Nonresidential Buildings spending year-to-date is up 9.8% over 2015. The current 3 month average is at its highest since Mar-Apr-May 2009 and is up 3.5% over the previous 3 months. Spending on Nonres Bldgs peaked in 2008 and remained near that peak until March 2009. We are on track to regain peak spending by Q3 this year.
- Commercial and Office construction spending are both 5% ahead of year-to-date predicted. If both finish the remaining months of 2016 as predicted, then expect 2016 growth of +9% and +16%.
- Lodging construction spending 5% ahead of year-to-date predicted. If finishes as predicted, expect 2016 +25%.
- Manufacturing construction spending 5% below year-to-date predicted. If finishes as predicted, expect 2016 only +3%.
- Power construction spending 10% above year-to-date predicted. If finishes as predicted, expect 2016 down only -3%.
Nonbuilding Infrastructure spending year-to-date is up 6.5% over 2015. The current 3 month average is up only 1.4% over the previous 3 months. However, spending on nonbuilding infrastructure has been tracking near all-time highs for most of 2014 and 2015. It peaked in early 2014 and again in mid 2015. We may exceed both those peaks in the next 4 months.
Construction Starts lead spending. Starts data is from Dodge Data & Analytics. Early 2015 had elevated levels of new starts in every sector. Although the level of starts has declined since then, the long term trend is still up, so that means the rate of increase in spending may slow, but not decline. I see no indication at this time to expect a decline in long term spending. I previously predicted spending would temporarily slow or drop in early 2016 and I think we have seen that. At this time, I still expect total spending in 2016 to exceed 10% growth. Strong data needed to verify 2016 total spending prediction will be available when we get June spending (August 1 release). At that time we will have a much better indication of what to expect for all of 2016.
Construction Spending vs Dodge Starts vs New Housing Unit Starts
Read my last few blogs and all of this is detailed, but this is worth a look.
Dodge Data Construction Starts cash flowed shows a predicted spending pattern.
Actual spending is shown to compare to the prediction.
For another residential input we have new housing starts. Here I’ve spread activity out from start to completion like a cash flow to get monthly activity. History compares to actual spending and future compares to Dodge New Starts cash flow.
The time flow of activity generated by housing starts is much more important than the monthly starts themselves. It prompts us to look at a much longer term trend of housing starts than just whether they have moved up of down in the last month or quarter.
Modeling for nonresidential buildings and non-building infrastructure appears more accurate than residential. It looks like my prediction of cash flow from Dodge residential starts needs to move 2-4 months to the left.
5-4-16 The cash flow plot for residential has been revised to use a different duration for SF vs MF vs Reno.

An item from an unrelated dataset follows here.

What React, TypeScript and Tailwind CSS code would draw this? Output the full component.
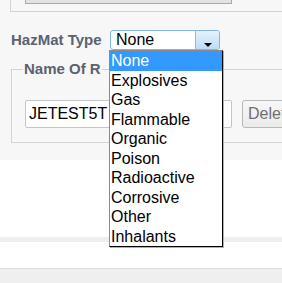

Construction Expectations 2016
4-6-16
What should we expect in 2016 for construction spending, jobs and cost?
Nonresidential buildings starts (as reported by Dodge Data & Analytics) were well above average from March 2014 through May 2015 but since then have been below average. It takes about 24 to 30 months for nonresidential building starts to reach completion. The effect of below average starts will kick in at the end of this year after strong spending growth.
Non-building infrastructure starts jumped 50% above average from November 2014 to peak in February 2015, then settled back to average in July of 2015. Those very strong starts in early 2015 will be spread out over 4 to 6 years so will not cause spending to spike. They will help support a slow steady increase in spending over the next two years.
Residential starts averaged near 20%/yr growth for 3 years but dropped below average for the entire 2nd half of 2015. That late 2015 dip in starts may not slow residential spending too much until the end of 2016. Overall, the data shows another repeat year of growth similar to the last three years.

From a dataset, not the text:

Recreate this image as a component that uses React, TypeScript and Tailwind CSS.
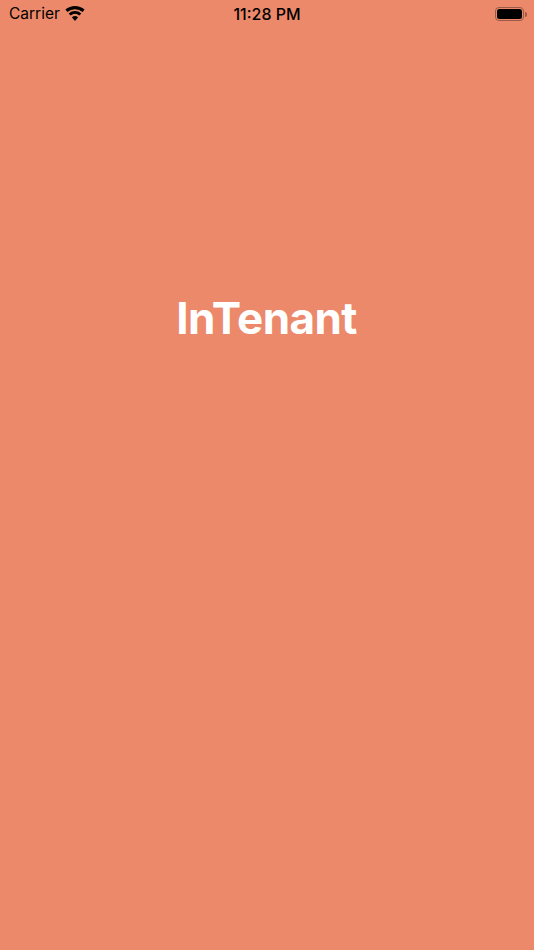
import React from 'react';

const Wifi = () => (
  <svg width="20" height="15" viewBox="0 0 20 15" className="ml-[5px] -mt-[2px]">
    <path d="M10 15 L6.9 11.2 A5 5 0 0 1 13.1 11.2 Z" fill="#000" />
    <path d="M5.6 9.6 L3.7 7.4 A9.8 9.8 0 0 1 16.3 7.4 L14.4 9.6 A7 7 0 0 0 5.6 9.6 Z" fill="#000" />
    <path d="M2.4 5.9 L0.4 3.6 A14.8 14.8 0 0 1 19.6 3.6 L17.6 5.9 A12 12 0 0 0 2.4 5.9 Z" fill="#000" />
  </svg>
);

const Battery = () => (
  <div className="flex items-center">
    <div className="w-[29px] h-[14px] rounded-[4px] border border-[#9a5a45] p-[1px]">
      <div className="w-full h-full rounded-[2.5px] bg-black" />
    </div>
    <div className="w-[2px] h-[5px] ml-[1px] rounded-r-sm bg-[#9a5a45]" />
  </div>
);

const App = () => {
  return (
    <div className="w-[534px] h-[950px] bg-[#ec896a] overflow-hidden font-['Inter',sans-serif]">
      <div className="h-[28px] pl-[9px] pr-[7px] flex items-center justify-between text-black relative">
        <div className="flex items-center">
          <span className="text-[15.5px] font-normal leading-none">Carrier</span>
          <Wifi />
        </div>
        <span className="absolute left-0 right-0 text-center text-[16px] font-medium leading-none">11:28 PM</span>
        <Battery />
      </div>
      <div className="pt-[261px] flex justify-center">
        <h1 className="text-[44px] leading-[58px] font-bold text-white tracking-[-0.6px] pr-[1px]">InTenant</h1>
      </div>
    </div>
  );
};

export default App;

2015 Construction spending finished the year up 10.6% over 2014. After 3 years of growth averaging 9%/year, 2016 total construction spending could climb 11% above 2015, the largest percent gain in over 10 years. Any construction spending slowdown is temporary, baked in from old uneven starts causing uneven cashflow, soon to be ending. By the 2nd quarter 2017 all sectors return to positive growth for strong spending in 2017.
Nonresidential buildings construction spending went from zero growth in 2013 to 9% in 2014 and took off to hit 17% growth in 2015. Nonres bldgs spending could reach 12% growth in 2016 and 7% in 2017.
Infrastructure spending will increase a little in 2016 but we won’t see a sizable increase of 8% until 2017.
Residential spending averaged over 15%/year for the last 3 years and could go over 15% growth in 2016, combining for the best four years of spending growth since 2002-2005.
Don’t be mislead by news that construction spending is close to reaching the previous highs. That may be true of spending, but spending is not the measure of expansion in the construction industry. The measure of expansion is volume, spending minus inflation.
Construction spending is up nearly 40% off the 2011 lows and within 5% of the 2006 highs. But after adjusting for inflation, volume is up only 22% from the 2011 lows and is still 17% below 2005 peak volume. We still have a long way to go. While spending is predicted to reach over 11% growth in 2016 and may do the same in 2017, volume will increase only 5% to 6% each year. The rest is due to inflation.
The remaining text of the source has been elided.